⟨

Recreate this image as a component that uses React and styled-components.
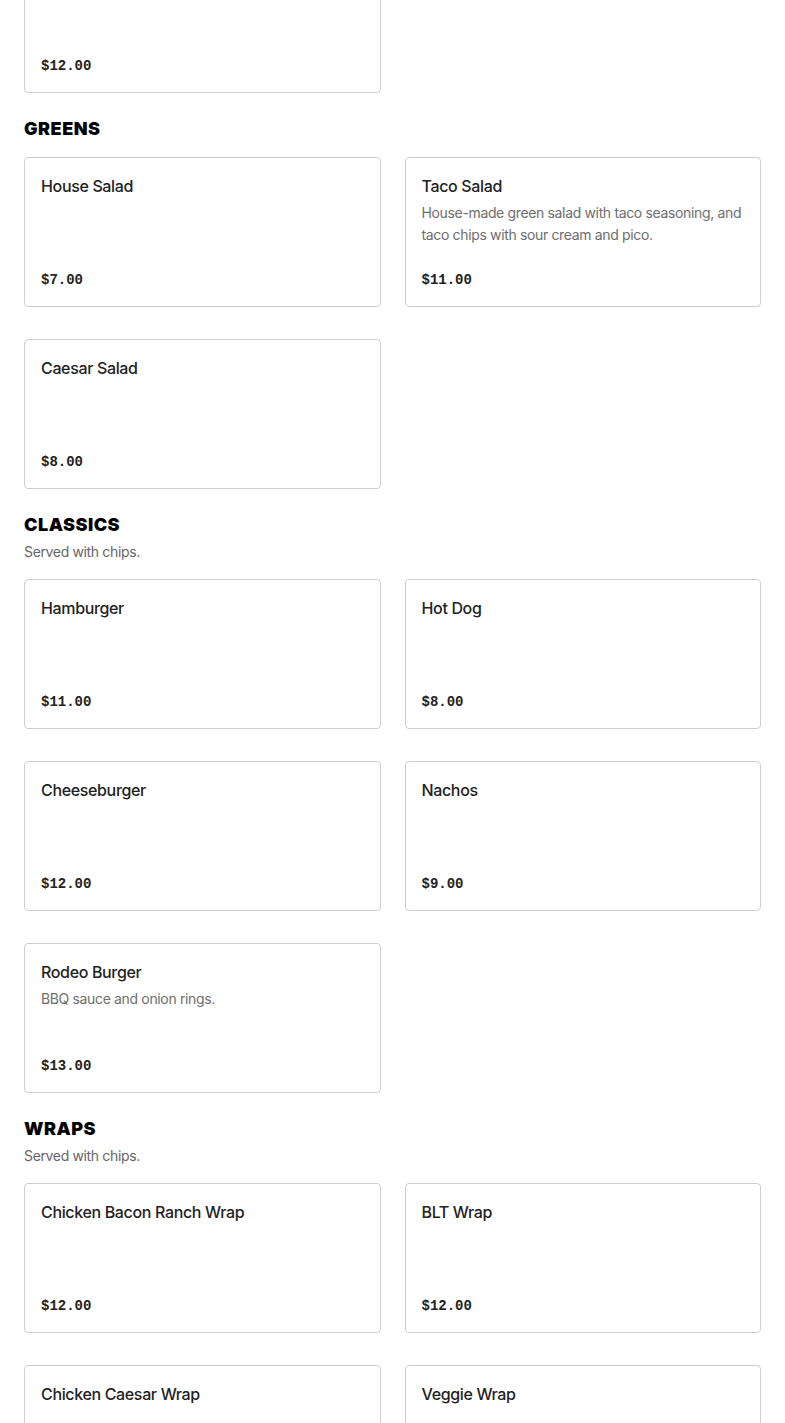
import React from "react";
import styled, { createGlobalStyle } from "styled-components";

const GlobalStyle = createGlobalStyle`
  html, body { margin: 0; padding: 0; background: #fff; }
  body { font-family: Inter, "Noto Sans", sans-serif; color: #222; }
  * { box-sizing: border-box; }
`;

const Page = styled.main`
  padding: 0 24px 40px;
  margin-top: -57px;
  display: flex;
  flex-direction: column;
  gap: 24px;
`;

const Section = styled.section`
  display: flex;
  flex-direction: column;
`;

const Heading = styled.h2`
  margin: 0;
  font-family: Inter, "Noto Sans", sans-serif;
  font-weight: 900;
  font-size: 18px;
  line-height: 24px;
  letter-spacing: 0.5px;
  color: #000;
  text-transform: uppercase;
`;

const Note = styled.p`
  margin: 4px 0 0;
  font-size: 14px;
  line-height: 22px;
  letter-spacing: -0.35px;
  color: #666;
`;

const Grid = styled.div`
  display: grid;
  grid-template-columns: 1fr 1fr;
  column-gap: 24px;
  row-gap: 32px;
  margin-top: ${(p) => (p.$flush ? "0" : "16px")};
`;

const Card = styled.article`
  height: 150px;
  border: 1px solid #cfcfcf;
  border-radius: 4px;
  padding: 16px;
  display: flex;
  flex-direction: column;
  background: #fff;
`;

const Title = styled.h3`
  margin: 0;
  font-size: 16px;
  line-height: 24px;
  font-weight: 500;
  letter-spacing: -0.35px;
  color: #222;
`;

const Desc = styled.p`
  margin: 4px 0 0;
  font-size: 14px;
  line-height: 22px;
  letter-spacing: -0.35px;
  color: #6e6e6e;
`;

const Price = styled.div`
  margin-top: auto;
  font-family: "Liberation Mono", "DejaVu Sans Mono", monospace;
  font-size: 14px;
  line-height: 20px;
  font-weight: 700;
  color: #222;
`;

const sections = [
  {
    items: [{ name: "Chicken Quesadilla", price: "$12.00" }],
  },
  {
    title: "Greens",
    items: [
      { name: "House Salad", price: "$7.00" },
      {
        name: "Taco Salad",
        desc: "House-made green salad with taco seasoning, and taco chips with sour cream and pico.",
        price: "$11.00",
      },
      { name: "Caesar Salad", price: "$8.00" },
    ],
  },
  {
    title: "Classics",
    note: "Served with chips.",
    items: [
      { name: "Hamburger", price: "$11.00" },
      { name: "Hot Dog", price: "$8.00" },
      { name: "Cheeseburger", price: "$12.00" },
      { name: "Nachos", price: "$9.00" },
      { name: "Rodeo Burger", desc: "BBQ sauce and onion rings.", price: "$13.00" },
    ],
  },
  {
    title: "Wraps",
    note: "Served with chips.",
    items: [
      { name: "Chicken Bacon Ranch Wrap", price: "$12.00" },
      { name: "BLT Wrap", price: "$12.00" },
      { name: "Chicken Caesar Wrap", price: "$12.00" },
      { name: "Veggie Wrap", price: "$11.00" },
    ],
  },
];

export default function App() {
  return (
    <>
      <GlobalStyle />
      <Page>
        {sections.map((s, i) => (
          <Section key={i}>
            {s.title && <Heading>{s.title}</Heading>}
            {s.note && <Note>{s.note}</Note>}
            <Grid $flush={!s.title}>
              {s.items.map((it) => (
                <Card key={it.name}>
                  <Title>{it.name}</Title>
                  {it.desc && <Desc>{it.desc}</Desc>}
                  <Price>{it.price}</Price>
                </Card>
              ))}
            </Grid>
          </Section>
        ))}
      </Page>
    </>
  );
}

⟩

Exercise prompt → Keep the pictures out of the copy and write out the data exactly as it stands.

Written answer →
Recreate this image as a component that uses React and styled-components.
import React from "react";
import styled, { createGlobalStyle } from "styled-components";

const GlobalStyle = createGlobalStyle`
  html, body { margin: 0; padding: 0; background: #fff; }
  body { font-family: Inter, "Noto Sans", sans-serif; color: #222; }
  * { box-sizing: border-box; }
`;

const Page = styled.main`
  padding: 0 24px 40px;
  margin-top: -57px;
  display: flex;
  flex-direction: column;
  gap: 24px;
`;

const Section = styled.section`
  display: flex;
  flex-direction: column;
`;

const Heading = styled.h2`
  margin: 0;
  font-family: Inter, "Noto Sans", sans-serif;
  font-weight: 900;
  font-size: 18px;
  line-height: 24px;
  letter-spacing: 0.5px;
  color: #000;
  text-transform: uppercase;
`;

const Note = styled.p`
  margin: 4px 0 0;
  font-size: 14px;
  line-height: 22px;
  letter-spacing: -0.35px;
  color: #666;
`;

const Grid = styled.div`
  display: grid;
  grid-template-columns: 1fr 1fr;
  column-gap: 24px;
  row-gap: 32px;
  margin-top: ${(p) => (p.$flush ? "0" : "16px")};
`;

const Card = styled.article`
  height: 150px;
  border: 1px solid #cfcfcf;
  border-radius: 4px;
  padding: 16px;
  display: flex;
  flex-direction: column;
  background: #fff;
`;

const Title = styled.h3`
  margin: 0;
  font-size: 16px;
  line-height: 24px;
  font-weight: 500;
  letter-spacing: -0.35px;
  color: #222;
`;

const Desc = styled.p`
  margin: 4px 0 0;
  font-size: 14px;
  line-height: 22px;
  letter-spacing: -0.35px;
  color: #6e6e6e;
`;

const Price = styled.div`
  margin-top: auto;
  font-family: "Liberation Mono", "DejaVu Sans Mono", monospace;
  font-size: 14px;
  line-height: 20px;
  font-weight: 700;
  color: #222;
`;

const sections = [
  {
    items: [{ name: "Chicken Quesadilla", price: "$12.00" }],
  },
  {
    title: "Greens",
    items: [
      { name: "House Salad", price: "$7.00" },
      {
        name: "Taco Salad",
        desc: "House-made green salad with taco seasoning, and taco chips with sour cream and pico.",
        price: "$11.00",
      },
      { name: "Caesar Salad", price: "$8.00" },
    ],
  },
  {
    title: "Classics",
    note: "Served with chips.",
    items: [
      { name: "Hamburger", price: "$11.00" },
      { name: "Hot Dog", price: "$8.00" },
      { name: "Cheeseburger", price: "$12.00" },
      { name: "Nachos", price: "$9.00" },
      { name: "Rodeo Burger", desc: "BBQ sauce and onion rings.", price: "$13.00" },
    ],
  },
  {
    title: "Wraps",
    note: "Served with chips.",
    items: [
      { name: "Chicken Bacon Ranch Wrap", price: "$12.00" },
      { name: "BLT Wrap", price: "$12.00" },
      { name: "Chicken Caesar Wrap", price: "$12.00" },
      { name: "Veggie Wrap", price: "$11.00" },
    ],
  },
];

export default function App() {
  return (
    <>
      <GlobalStyle />
      <Page>
        {sections.map((s, i) => (
          <Section key={i}>
            {s.title && <Heading>{s.title}</Heading>}
            {s.note && <Note>{s.note}</Note>}
            <Grid $flush={!s.title}>
              {s.items.map((it) => (
                <Card key={it.name}>
                  <Title>{it.name}</Title>
                  {it.desc && <Desc>{it.desc}</Desc>}
                  <Price>{it.price}</Price>
                </Card>
              ))}
            </Grid>
          </Section>
        ))}
      </Page>
    </>
  );
}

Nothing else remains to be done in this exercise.